Here are some records; copy every line that holds the word "Tailwind".

Supplied material:
↓↓↓

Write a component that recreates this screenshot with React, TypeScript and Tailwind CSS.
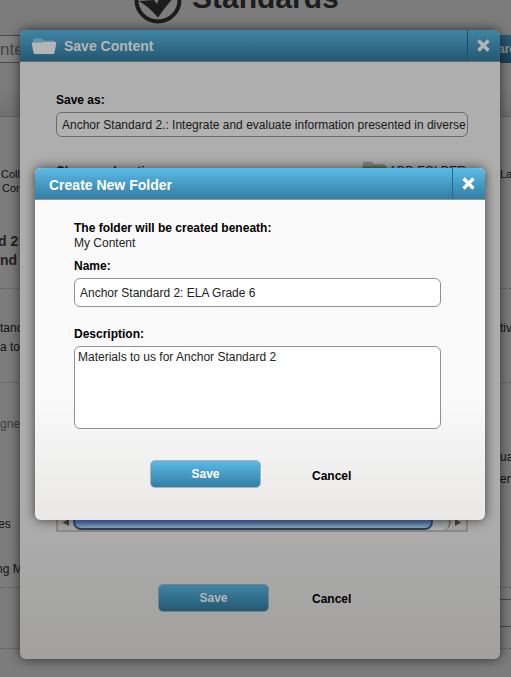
import type { ReactNode } from "react";

const rows = [
  { left: "Coll", right: "La", box: "h-[50px] items-end", text: "text-[11px] leading-[14px] text-[#111] pl-px" },
  { left: "Cor", right: "", box: "h-[14px] items-end", text: "text-[11px] leading-[14px] text-[#111] pl-0.5" },
  { left: "d 2", right: "", box: "h-[56px] items-end", text: "-indent-0.5 text-sm font-bold leading-5 text-[#222]" },
  { left: "nd t", right: "", box: "h-[19px] items-end", text: "text-sm font-bold leading-5 text-[#222]" },
  { left: "", right: "", box: "h-[19px] border-b", text: "text-xs" },
  { left: "tand", right: "tiv", box: "h-[47px] items-end", text: "text-xs leading-4 text-[#111]" },
  { left: "a to", right: "", box: "h-[19px] items-end", text: "text-xs leading-4 text-[#111]" },
  { left: "", right: "", box: "h-[28px] border-b", text: "text-xs" },
  { left: "gned", right: "", box: "h-[49px] items-end", text: "text-xs leading-4 text-[#3c3c3c]" },
  { left: "", right: "ua", box: "h-[33px] items-end", text: "text-xs leading-4 text-[#111]" },
  { left: "", right: "er", box: "h-[22px] items-end", text: "text-xs leading-4 text-[#111]" },
  { left: "es", right: "", box: "h-[45px] items-end", text: "-indent-0.5 text-xs leading-4 text-[#111]" },
  { left: "ng M", right: "", box: "h-[45px] items-end", text: "-indent-1 text-xs leading-4 text-[#111]" },
  { left: "", right: "", box: "h-[11px] border-b", text: "text-xs" },
];

function CloseIcon() {
  return (
    <svg width="13" height="13" viewBox="0 0 13 13" fill="none" stroke="currentColor" strokeWidth="3.4">
      <path d="M1.500 1.500l10 10M11.500 1.500l-10 10" />
    </svg>
  );
}

function FolderIcon() {
  return (
    <svg width="26" height="16" viewBox="0 0 26 16">
      <path d="M2 6V2q0-1.500 1.500-1.500h8l1.500 2h9.500q1.500 0 1.500 1.500v2z" fill="#6593a8" />
      <path d="M1.500 4.500h9.500l1.500 -.5h12q1 0 .8 1L23.500 14.500q-.3 1.500-1.500 1.500H4q-1.200 0-1.500-1.500L.7 5.500q-.2-1 .8-1z" fill="#b5b5b5" />
    </svg>
  );
}

function AddFolderIcon() {
  return (
    <svg width="25" height="20" viewBox="0 0 25 20">
      <path d="M1 6V2q0-1.500 1.500-1.500h6.500q1.500 0 2 1.500l.7 1h10q1.500 0 1.500 1.500v1.500z" fill="#878787" />
      <path d="M1 5h23.500l.5 2-2 12H2L0 7z" fill="#607f3d" />
    </svg>
  );
}

function Field({ id, label, children }: { id: string; label: string; children: ReactNode }) {
  return (
    <div className="flex flex-col gap-1">
      <label htmlFor={id} className="text-xs font-bold leading-[15px]">
        {label}
      </label>
      {children}
    </div>
  );
}

function Background() {
  return (
    <div className="min-h-screen bg-[#7c7c7c]">
      <header className="flex h-6 items-end gap-2.5 overflow-hidden pl-[134px]">
        <svg width="48" height="24" viewBox="0 0 48 24">
          <circle cx="24" cy="0" r="21.500" fill="none" stroke="#1c1c1c" strokeWidth="4" />
          <path d="M5 1Q16 8 24 17.500Q31 7 41-4H26L23 4L20 0z" fill="#1c1c1c" />
        </svg>
        <h1 className="mb-2 text-3xl font-bold leading-9 text-[#1c1c1c]">Standards</h1>
      </header>
      <form className="mt-[11px] flex h-7">
        <input
          aria-label="Search"
          defaultValue="nte"
          className="min-w-0 flex-1 border-y border-[#484848] bg-[#828282] pt-0.5 text-[17px] text-[#454545]"
        />
        <button type="button" className="w-[13px] bg-linear-to-b from-[#2d5d75] to-[#18415a] text-xs font-bold text-[#959595]">
          arc
        </button>
      </form>
      <div className="h-[54px] border-b border-[#626262] bg-linear-to-b from-[#7c7c7c] via-[#7c7c7c] to-[#707070]" />
      <main className="pt-[14px]">
        {rows.map((row, index) => (
          <div key={index} className={`flex justify-between border-dotted border-[#5a5a5a] ${row.box} ${row.text}`}>
            <span className="w-8 whitespace-nowrap">{row.left}</span>
            <span className="w-[11px] whitespace-nowrap">{row.right}</span>
          </div>
        ))}
        <div className="ml-auto mt-[11px] h-7 w-8 border-y border-[#484848]" />
        <div className="h-[22px] border-b border-dotted border-[#5a5a5a]" />
      </main>
    </div>
  );
}

function ListScrollbar() {
  return (
    <div className="flex h-[18px] items-stretch border-b-2 border-[#8a8a8a] bg-[#a9a9a9]">
      <svg className="h-4 w-[15px]" viewBox="0 0 15 16">
        <path d="M11 5v7L4.500 8.500z" fill="#444" />
      </svg>
      <div className="flex flex-1 rounded-full border-r-2 border-[#777] bg-linear-to-b from-[#8e8e8e] to-[#b3b3b3]">
        <div className="mr-4 flex-1 rounded-full border-2 border-t border-[#29487f] border-b-[#33404f] bg-linear-to-b from-[#6787b7] via-[#4e76b3] to-[#83a9b8]" />
      </div>
      <svg className="h-4 w-[15px]" viewBox="0 0 15 16">
        <path d="M4 5v7l6-3.500z" fill="#444" />
      </svg>
    </div>
  );
}

function NewFolderDialog() {
  return (
    <section
      role="dialog"
      aria-label="Create New Folder"
      className="absolute inset-x-[15px] top-[138px] overflow-hidden rounded-md bg-linear-to-b from-[#fafafa] from-65% to-[#e9e8e7] text-black shadow-[0_0_12px_rgba(0,0,0,0.65)]"
    >
      <header className="flex h-8 border-b border-[#8c9499] bg-linear-to-b from-[#5bbbe6] to-[#337ea4] text-white">
        <h2 className="flex flex-1 items-center pl-[14px] pt-0.5 text-sm font-bold">Create New Folder</h2>
        <button type="button" aria-label="Close" className="flex w-[33px] items-center justify-center border-l border-[#25688b] pr-0.5">
          <CloseIcon />
        </button>
      </header>
      <div className="pb-8 pl-[39px] pr-11 pt-[21px] text-xs leading-[15px]">
        <p className="font-bold">The folder will be created beneath:</p>
        <p className="mb-2 text-[#222]">My Content</p>
        <div className="flex flex-col gap-5">
          <Field id="folder-name" label="Name:">
            <input
              id="folder-name"
              defaultValue="Anchor Standard 2: ELA Grade 6"
              className="h-[29px] rounded-md border border-[#909090] bg-white px-[5px] text-xs text-[#222]"
            />
          </Field>
          <Field id="folder-description" label="Description:">
            <textarea
              id="folder-description"
              defaultValue="Materials to us for Anchor Standard 2"
              className="h-[83px] resize-none rounded-md border border-[#909090] bg-white px-[3px] py-[3px] text-xs leading-[15px] text-[#222]"
            />
          </Field>
        </div>
        <div className="mt-[31px] flex items-center gap-[51px] pl-[76px]">
          <button type="button" className="h-7 w-[111px] rounded-[5px] border border-[#a9b4ba] bg-linear-to-b from-[#5bbbe6] to-[#337ea4] text-xs font-bold text-white">
            Save
          </button>
          <button type="button" className="pt-1 text-xs font-bold">Cancel</button>
        </div>
      </div>
    </section>
  );
}

function SaveContentDialog() {
  return (
    <section
      role="dialog"
      aria-label="Save Content"
      className="absolute left-5 right-[11px] top-[30px] rounded-md bg-linear-to-b from-[#aeaeae] from-75% to-[#a2a1a0] text-black shadow-[0_0_12px_rgba(0,0,0,0.65)]"
    >
      <header className="flex h-8 rounded-t-md border-b border-[#666c70] bg-linear-to-b from-[#4085a4] to-[#245973] text-[#b5b5b5]">
        <div className="flex flex-1 items-center gap-[7px] pl-[11px]">
          <FolderIcon />
          <h2 className="text-sm font-bold">Save Content</h2>
        </div>
        <button type="button" aria-label="Close" className="flex w-[33px] items-center justify-center border-l border-[#1c4d66] pr-0.5">
          <CloseIcon />
        </button>
      </header>
      <div className="pb-[47px] pl-9 pr-8 pt-[31px] text-xs leading-[15px]">
        <Field id="save-as" label="Save as:">
          <input
            id="save-as"
            defaultValue="Anchor Standard 2.: Integrate and evaluate information presented in diverse"
            className="h-[25px] rounded-md border border-[#6a6a6a] bg-[#b1b1b1] pl-[5px] text-xs text-[#181818]"
          />
        </Field>
        <div className="mt-6 flex h-4 items-center justify-between pt-1">
          <p className="font-bold text-[#181818]">Choose a location:</p>
          <button type="button" className="flex items-center gap-0.5 pr-0.5 text-[#222]">
            <AddFolderIcon />
            ADD FOLDER
          </button>
        </div>
        <div className="flex h-[355px] flex-col justify-end border-x-2 border-[#8a8a8a]">
          <ListScrollbar />
        </div>
        <div className="mt-[52px] flex items-center gap-[43px] pl-[102px]">
          <button type="button" className="h-7 w-[111px] rounded-[5px] border border-[#777f84] bg-linear-to-b from-[#4085a4] to-[#245973] text-xs font-bold text-[#b5b5b5]">
            Save
          </button>
          <button type="button" className="pt-0.5 text-xs font-bold">Cancel</button>
        </div>
      </div>
      <NewFolderDialog />
    </section>
  );
}

export default function App() {
  return (
    <div className="relative overflow-hidden font-['Liberation_Sans',Arial,sans-serif]">
      <Background />
      <SaveContentDialog />
    </div>
  );
}
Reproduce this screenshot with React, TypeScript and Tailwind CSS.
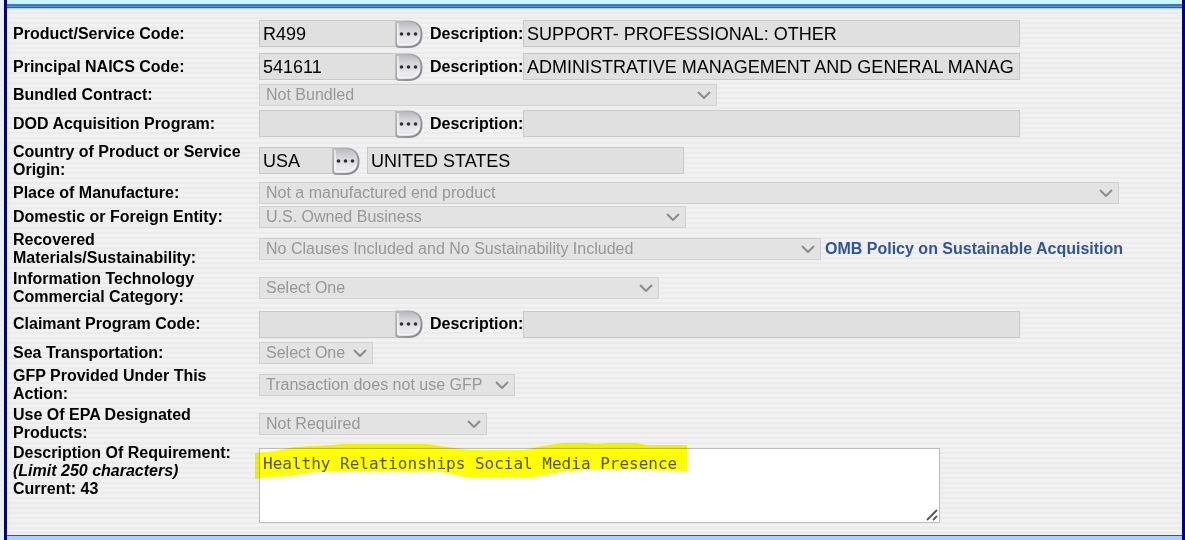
import type { ReactNode } from 'react';

const two = 'min-h-[37px]';

function Row({ label, htmlFor, size = '', children }: { label: ReactNode; htmlFor: string; size?: string; children: ReactNode }) {
  return (
    <div className={`flex items-center ${size}`}>
      <label htmlFor={htmlFor} className="w-[246px] shrink-0 pr-3 font-bold">{label}</label>
      <div className="flex min-w-0 flex-1 items-center">{children}</div>
    </div>
  );
}

function Field({ id, value = '', width, label }: { id: string; value?: string; width: string; label?: string }) {
  return (
    <input
      id={id}
      aria-label={label}
      readOnly
      defaultValue={value}
      className={`h-[27px] min-w-0 border border-[#c9c9c9] bg-[#e0e0e0] pr-[5px] pl-[3px] text-lg text-black outline-none ${width}`}
    />
  );
}

function Lookup({ label }: { label: string }) {
  return (
    <button type="button" aria-label={label} className="-ml-px h-7 w-7 shrink-0">
      <svg viewBox="0 0 28 28" className="block h-7 w-7">
        <defs>
          <linearGradient id="face" x1="0" y1="0" x2="0" y2="1">
            <stop offset="0" stopColor="#b9b9be" />
            <stop offset="0.3" stopColor="#d3d3d8" />
            <stop offset="0.8" stopColor="#ebebee" />
            <stop offset="1" stopColor="#d8d8dc" />
          </linearGradient>
          <linearGradient id="edge" x1="0" y1="0" x2="1" y2="1">
            <stop offset="0" stopColor="#bdbdc0" />
            <stop offset="0.5" stopColor="#a2a2a6" />
            <stop offset="1" stopColor="#7c7c82" />
          </linearGradient>
        </defs>
        <path d="M0.500 0.500H14C22.500 0.500 27.500 6 27.500 14V15C27.500 23 22 28 14 28H4C1.500 28 0.500 26.500 0.500 24.500Z" fill="url(#edge)" />
        <path d="M2 2H14C21 2 25.500 6.500 25.500 13.500V14.500C25.500 21.500 21 26 14 26H4.500C2.500 26 2 25 2 23.500Z" fill="url(#face)" />
        <path d="M3 3v19.500c0 1.500 1 2 2.500 2H14c5 0 9-3 10-7" fill="none" stroke="#f8f8fa" strokeWidth="1.300" />
        <g fill="#303034">
          <circle cx="6.500" cy="14" r="1.800" />
          <circle cx="13.500" cy="14" r="1.800" />
          <circle cx="20.500" cy="14" r="1.800" />
        </g>
      </svg>
    </button>
  );
}

function Picker({ id, value, width }: { id: string; value: string; width: string }) {
  return (
    <div className={`relative shrink-0 ${width}`}>
      <select
        id={id}
        disabled
        className="block h-[22px] w-full appearance-none border border-[#d0d0d0] bg-[#e3e3e3] pl-[6px] text-base leading-5 text-[#979797] opacity-100"
      >
        <option>{value}</option>
      </select>
      <svg viewBox="0 0 14 8" className="pointer-events-none absolute top-[7px] right-[6px] h-2 w-[14px]" fill="none" stroke="#8c8c8c" strokeWidth="2">
        <path d="M1 1l6 6 6-6" />
      </svg>
    </div>
  );
}

function CodeRow({ id, label, value, description, size = 'min-h-[31px]' }: { id: string; label: string; value?: string; description?: string; size?: string }) {
  return (
    <Row label={label} htmlFor={id} size={size}>
      <Field id={id} value={value} width="w-[137px] shrink-0" />
      <Lookup label={`Look up ${label}`} />
      <label htmlFor={`${id}-description`} className="ml-[7px] w-[93px] shrink-0 font-bold">Description:</label>
      <Field id={`${id}-description`} value={description} width="w-[497px]" />
    </Row>
  );
}

export default function App() {
  return (
    <div className="bg-[#e9eef2] pl-1 font-['Liberation_Sans',Arial,sans-serif] text-base leading-[18px] text-black">
      <main className="border-r-[3px] border-l-[3px] border-l-[#000080] border-r-[#000090]">
        <div className="h-1 bg-[#ccf6ff]" />
        <div className="h-[5px] bg-[linear-gradient(#3b78c3_0_2px,#5d93d2_2px_3px,#3b5f8f_3px_4px,#a9d1fb_4px_5px)]" />
        <form className="flex flex-col gap-[2px] bg-[repeating-linear-gradient(#f1f1f1_0_3px,#ebebeb_3px_5px)] pt-[9px] pb-3 pl-[6px]">
          <CodeRow id="psc" label="Product/Service Code:" value="R499" description="SUPPORT- PROFESSIONAL: OTHER" />
          <CodeRow id="naics" label="Principal NAICS Code:" value="541611" description="ADMINISTRATIVE MANAGEMENT AND GENERAL MANAGEMENT CONSULTING SERVICES" />
          <Row label="Bundled Contract:" htmlFor="bundled">
            <Picker id="bundled" value="Not Bundled" width="w-[458px]" />
          </Row>
          <CodeRow id="dod" label="DOD Acquisition Program:" />
          <Row label="Country of Product or Service Origin:" htmlFor="country" size="min-h-[39px]">
            <Field id="country" value="USA" width="w-[74px] shrink-0" />
            <Lookup label="Look up country" />
            <div className="ml-[7px] flex">
              <Field id="country-name" label="Country name" value="UNITED STATES" width="w-[317px]" />
            </div>
          </Row>
          <Row label="Place of Manufacture:" htmlFor="place">
            <Picker id="place" value="Not a manufactured end product" width="w-[860px]" />
          </Row>
          <Row label="Domestic or Foreign Entity:" htmlFor="entity">
            <Picker id="entity" value="U.S. Owned Business" width="w-[427px]" />
          </Row>
          <Row label="Recovered Materials/Sustainability:" htmlFor="recovered" size={two}>
            <Picker id="recovered" value="No Clauses Included and No Sustainability Included" width="w-[562px]" />
            <a href="#omb-policy" className="ml-1 font-bold whitespace-nowrap text-[#2f5597]">OMB Policy on Sustainable Acquisition</a>
          </Row>
          <Row label={<>Information Technology<br />Commercial Category:</>} htmlFor="it" size={two}>
            <Picker id="it" value="Select One" width="w-[400px]" />
          </Row>
          <CodeRow id="claimant" label="Claimant Program Code:" size="min-h-8" />
          <Row label="Sea Transportation:" htmlFor="sea">
            <Picker id="sea" value="Select One" width="w-[114px]" />
          </Row>
          <Row label={<>GFP Provided Under This<br />Action:</>} htmlFor="gfp" size={two}>
            <Picker id="gfp" value="Transaction does not use GFP" width="w-[256px]" />
          </Row>
          <Row label={<>Use Of EPA Designated<br />Products:</>} htmlFor="epa" size={two}>
            <Picker id="epa" value="Not Required" width="w-[228px]" />
          </Row>
          <div className="flex items-start">
            <label htmlFor="requirement" className="w-[246px] shrink-0 font-bold">
              Description Of Requirement:
              <br />
              <em>(Limit 250 characters)</em>
              <br />
              Current: 43
            </label>
            <div className="relative mt-1 w-[681px]">
              <textarea
                id="requirement"
                defaultValue="Healthy Relationships Social Media Presence"
                className="block h-[75px] w-full resize-none border border-[#bdbdbd] bg-white px-[3px] py-[5px] font-['DejaVu_Sans_Mono',monospace] text-base leading-5 text-[#555555] outline-none"
              />
              <svg viewBox="0 0 434 36" className="pointer-events-none absolute -top-[5px] -left-1 h-9 w-[434px] mix-blend-multiply">
                <path d="M0 10L18 8 40 4 62 3 90 1H172L192 4 216 7H270L288 3 308 0H330L340 1 354 0H380L392 2H432V28L384 27 362 26 330 27 306 29 278 34H210L198 31 180 28H78L50 30 36 33 12 34 0 36Z" fill="#ffff00" />
              </svg>
              <svg viewBox="0 0 12 12" className="pointer-events-none absolute right-[2px] bottom-[2px] h-3 w-3" fill="none" stroke="#555555" strokeWidth="1.800">
                <path d="M1 11L11 1M7 11l4-4" />
              </svg>
            </div>
          </div>
        </form>
        <div className="h-[5px] border-t border-[#36577f] bg-[#a9d3ff]" />
      </main>
    </div>
  );
}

↑↑↑

Full answer:
Write a component that recreates this screenshot with React, TypeScript and Tailwind CSS.
Reproduce this screenshot with React, TypeScript and Tailwind CSS.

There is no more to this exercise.